• Task statement:
Faithfully return all lines, omitting every embedded picture.

• Data segment:
____________

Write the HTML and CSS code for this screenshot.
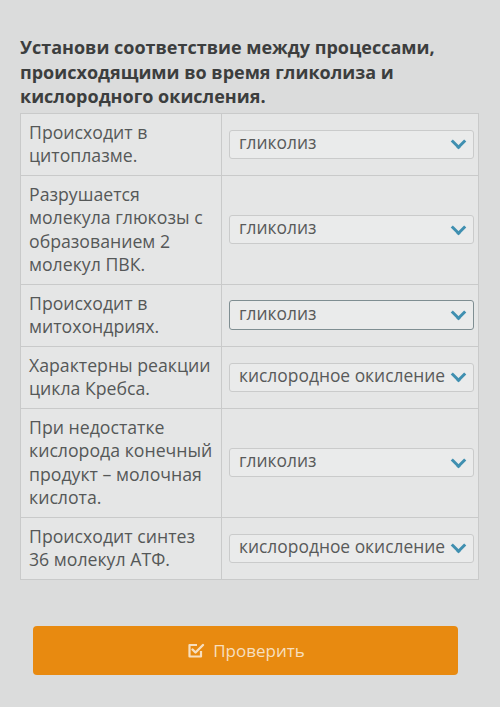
FILE: index.html
```html
<!DOCTYPE html>
<html lang="ru">
<head>
  <meta charset="UTF-8" />
  <meta name="viewport" content="width=device-width, initial-scale=1.0" />
  <title>Гликолиз и кислородное окисление</title>
  <link rel="stylesheet" href="styles.css">
</head>
<body>
  <div class="task">
    <h1 class="task-title">Установи соответствие между процессами, происходящими во время гликолиза и кислородного окисления.</h1>

    <table class="match-table">
      <tbody>
        <tr>
          <td class="statement">Происходит в цитоплазме.</td>
          <td class="answer">
            <div class="pick"><span class="pick-value">гликолиз</span><span class="chevron"></span></div>
          </td>
        </tr>
        <tr>
          <td class="statement">Разрушается молекула глюкозы с образованием 2 молекул ПВК.</td>
          <td class="answer">
            <div class="pick"><span class="pick-value">гликолиз</span><span class="chevron"></span></div>
          </td>
        </tr>
        <tr>
          <td class="statement">Происходит в митохондриях.</td>
          <td class="answer">
            <div class="pick pick-focus"><span class="pick-value">гликолиз</span><span class="chevron"></span></div>
          </td>
        </tr>
        <tr>
          <td class="statement">Характерны реакции цикла Кребса.</td>
          <td class="answer">
            <div class="pick"><span class="pick-value">кислородное окисление</span><span class="chevron"></span></div>
          </td>
        </tr>
        <tr>
          <td class="statement">При недостатке кислорода конечный продукт – молочная кислота.</td>
          <td class="answer">
            <div class="pick"><span class="pick-value">гликолиз</span><span class="chevron"></span></div>
          </td>
        </tr>
        <tr>
          <td class="statement">Происходит синтез 36 молекул АТФ.</td>
          <td class="answer">
            <div class="pick"><span class="pick-value">кислородное окисление</span><span class="chevron"></span></div>
          </td>
        </tr>
      </tbody>
    </table>

    <button class="check-btn" type="button">
      <svg class="check-icon" width="20" height="20" viewBox="0 0 20 20">
        <path d="M15 11V16.5H3.5V5H11" fill="none" stroke="currentColor" stroke-width="2.2" stroke-linejoin="round"/>
        <path d="M6.5 9.5L9.5 12.5L17 5" fill="none" stroke="currentColor" stroke-width="2.4" stroke-linecap="round" stroke-linejoin="round"/>
      </svg>
      Проверить
    </button>
  </div>
</body>
</html>
```

FILE: styles.css
```css
body {
  margin: 0;
  background-color: #dbdcdc;
  font-family: "Open Sans", "DejaVu Sans", sans-serif;
  color: #505252;
}
.task {
  padding: 35px 21px 0 20px;
}
.task-title {
  margin: 0 0 4px 0;
  font-size: 18px;
  line-height: 24.5px;
  font-weight: 700;
  color: #3c3e3e;
}
.match-table {
  width: 100%;
  border-collapse: collapse;
  background-color: #e5e6e6;
}
.match-table td {
  border: 1px solid #c9caca;
  padding: 7px 8px;
  vertical-align: middle;
}
.statement {
  width: 184px;
  font-size: 17.7px;
  line-height: 23.5px;
  color: #555858;
}
.answer {
  padding: 0 4px 0 7px !important;
}
.pick {
  display: flex;
  align-items: center;
  justify-content: space-between;
  height: 27px;
  padding: 0 6px 0 9px;
  border: 1px solid #cacbcb;
  border-radius: 3px;
  background-color: #eaebeb;
  font-size: 17.4px;
  color: #585a5a;
  white-space: nowrap;
  overflow: hidden;
}
.pick-focus {
  border-color: #7f8e92;
  height: 28px;
}
.pick-value {
  margin-top: -5px;
}
.chevron {
  flex: none;
  width: 8px;
  height: 8px;
  margin: -5px 3px 0 2px;
  border-right: 3px solid #3f8fb0;
  border-bottom: 3px solid #3f8fb0;
  transform: rotate(45deg);
}
.check-btn {
  display: flex;
  align-items: center;
  justify-content: center;
  gap: 7px;
  width: 425px;
  height: 49px;
  margin: 46px 0 0 13px;
  border: none;
  border-radius: 4px;
  background-color: #e88a10;
  color: #f7dfbf;
  font-family: "Open Sans", "DejaVu Sans", sans-serif;
  font-size: 17px;
}
.check-icon {
  margin-top: -1px;
}
```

____________

• Completed exercise:
Write the HTML and CSS code for this screenshot.
FILE: index.html
```html
<!DOCTYPE html>
<html lang="ru">
<head>
  <meta charset="UTF-8" />
  <meta name="viewport" content="width=device-width, initial-scale=1.0" />
  <title>Гликолиз и кислородное окисление</title>
  <link rel="stylesheet" href="styles.css">
</head>
<body>
  <div class="task">
    <h1 class="task-title">Установи соответствие между процессами, происходящими во время гликолиза и кислородного окисления.</h1>

    <table class="match-table">
      <tbody>
        <tr>
          <td class="statement">Происходит в цитоплазме.</td>
          <td class="answer">
            <div class="pick"><span class="pick-value">гликолиз</span><span class="chevron"></span></div>
          </td>
        </tr>
        <tr>
          <td class="statement">Разрушается молекула глюкозы с образованием 2 молекул ПВК.</td>
          <td class="answer">
            <div class="pick"><span class="pick-value">гликолиз</span><span class="chevron"></span></div>
          </td>
        </tr>
        <tr>
          <td class="statement">Происходит в митохондриях.</td>
          <td class="answer">
            <div class="pick pick-focus"><span class="pick-value">гликолиз</span><span class="chevron"></span></div>
          </td>
        </tr>
        <tr>
          <td class="statement">Характерны реакции цикла Кребса.</td>
          <td class="answer">
            <div class="pick"><span class="pick-value">кислородное окисление</span><span class="chevron"></span></div>
          </td>
        </tr>
        <tr>
          <td class="statement">При недостатке кислорода конечный продукт – молочная кислота.</td>
          <td class="answer">
            <div class="pick"><span class="pick-value">гликолиз</span><span class="chevron"></span></div>
          </td>
        </tr>
        <tr>
          <td class="statement">Происходит синтез 36 молекул АТФ.</td>
          <td class="answer">
            <div class="pick"><span class="pick-value">кислородное окисление</span><span class="chevron"></span></div>
          </td>
        </tr>
      </tbody>
    </table>

    <button class="check-btn" type="button">
      <svg class="check-icon" width="20" height="20" viewBox="0 0 20 20">
        <path d="M15 11V16.5H3.5V5H11" fill="none" stroke="currentColor" stroke-width="2.2" stroke-linejoin="round"/>
        <path d="M6.5 9.5L9.5 12.5L17 5" fill="none" stroke="currentColor" stroke-width="2.4" stroke-linecap="round" stroke-linejoin="round"/>
      </svg>
      Проверить
    </button>
  </div>
</body>
</html>
```

FILE: styles.css
```css
body {
  margin: 0;
  background-color: #dbdcdc;
  font-family: "Open Sans", "DejaVu Sans", sans-serif;
  color: #505252;
}
.task {
  padding: 35px 21px 0 20px;
}
.task-title {
  margin: 0 0 4px 0;
  font-size: 18px;
  line-height: 24.5px;
  font-weight: 700;
  color: #3c3e3e;
}
.match-table {
  width: 100%;
  border-collapse: collapse;
  background-color: #e5e6e6;
}
.match-table td {
  border: 1px solid #c9caca;
  padding: 7px 8px;
  vertical-align: middle;
}
.statement {
  width: 184px;
  font-size: 17.7px;
  line-height: 23.5px;
  color: #555858;
}
.answer {
  padding: 0 4px 0 7px !important;
}
.pick {
  display: flex;
  align-items: center;
  justify-content: space-between;
  height: 27px;
  padding: 0 6px 0 9px;
  border: 1px solid #cacbcb;
  border-radius: 3px;
  background-color: #eaebeb;
  font-size: 17.4px;
  color: #585a5a;
  white-space: nowrap;
  overflow: hidden;
}
.pick-focus {
  border-color: #7f8e92;
  height: 28px;
}
.pick-value {
  margin-top: -5px;
}
.chevron {
  flex: none;
  width: 8px;
  height: 8px;
  margin: -5px 3px 0 2px;
  border-right: 3px solid #3f8fb0;
  border-bottom: 3px solid #3f8fb0;
  transform: rotate(45deg);
}
.check-btn {
  display: flex;
  align-items: center;
  justify-content: center;
  gap: 7px;
  width: 425px;
  height: 49px;
  margin: 46px 0 0 13px;
  border: none;
  border-radius: 4px;
  background-color: #e88a10;
  color: #f7dfbf;
  font-family: "Open Sans", "DejaVu Sans", sans-serif;
  font-size: 17px;
}
.check-icon {
  margin-top: -1px;
}
```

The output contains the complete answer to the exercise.